Unfortunately finding a simple answer is usually harder than it seems. It is a constant struggle to refine your project description down to the very basics while still making it sound attractive. I have seen this go horribly wrong in pitches, where people talk about every element of their show for half an hour and still don’t answer the question ‘what is it?’ Even being very aware of it myself and working at that, I have still sometimes come back from my own pitches knowing that I need a simpler, cleaner way of explaining what it is.

Part of it is excitement. We can get so excited about all these great things in our show that we start to waffle. It just comes out and we lose control of what we’re saying and sentences wander from one part of our concept to the next. It is enthusiasm. Enthusiasm is good and people pick up on that – don’t lose the enthusiasm. But be very aware of the complicated spaghetti-like descriptions that enthusiasm can lead to.

So you need to be prepared. You need to work on your simple description in advance and you need to learn it. Then after you have delivered it, you need to stop talking. Let whoever you are pitching to take it in and ask the questions they need to ask. Answer those simply too. It’s like the advice I see given to people taking the stand in lawyer shows – short answers, answer only what you are asked. The difference between pitching and testifying in a law show, however, is that you need to retain that enthusiasm.
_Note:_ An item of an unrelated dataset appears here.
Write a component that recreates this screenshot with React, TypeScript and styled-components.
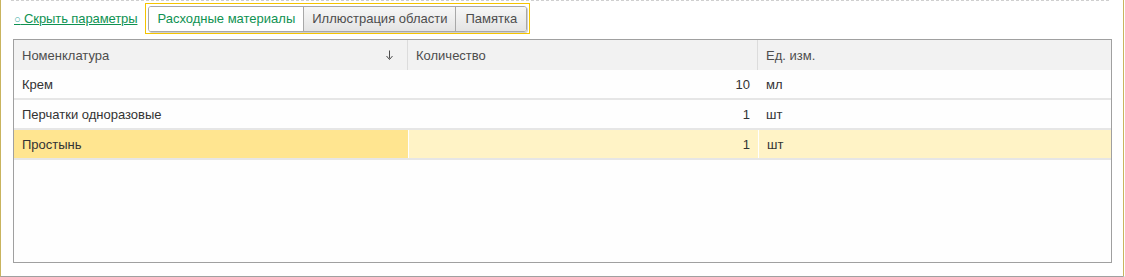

Here is one more thing to be aware of – sometimes your show will change. As it develops, new themes might be added, old ideas discarded. New characters or a new focus is brought in, adding layers to your concept. Your concept will likely grow and find new depth which is all a good thing. But instead of adding each new part to your core pitch, you really have to go back and create a new description. One just as simple as the original but gets across where the show is right now. Clean and clear.

Aug 24

Look it up

Research is taken as a given in some types of stories. We wouldn’t write a novel about life in 15th century France without doing some reading into what life was like in 15th century France. We wouldn’t write a sci-fi story about the ISS without finding out what it looks like and what astronauts actually do up there. We wouldn’t write a show about lawyers without doing some research on the law and how that works, right?

Except that some people try exactly that. They see law shows on television and so assume that they know all they need to know to write a story about lawyers. It’s not really a true understanding, will likely lead to mistakes and lawyers who actually live that life will rightly tear your work to shreds when you make those mistakes. You’ve got to do your homework and look up the information.

Children’s media is different though. Especially in preschool. Stories can be about going to the supermarket and we all know what going to a supermarket is like. Or a story might be based around getting on a train. We know how trains work. They might just be about falling out with friends and that’s pretty easy because there isn’t even a picture we’d have to google for that one.

NO! This is wrong! Because what you know is what it is like to experience those things as an adult. The life of a child is VERY different. They will see things you don’t. What is mundane for you to the point where you don’t notice things is still new and exciting to children. How they react to their world and each other will be very different to you.

It can be incredibly beneficial to look stuff up that you take for granted. Firstly, knowing about kids is crucial. Those ‘Secret Life of 4 (and 5) Year Olds’ and similar shows are fantastic for getting a glimpse into how they interact. If you haven’t watched any, do so. But also look up what people are telling children about the mundane things you think you know everything about. What are educators telling kids about supermarkets? What things to their early reading books point out? A lot of these will have been refined over years with research and they might suggest something you never thought of. Look it up and see what you can find out.

And when you can, ask children. No matter how good you are at this, sometimes their answers are going to surprise you. They are the real experts in their own lives.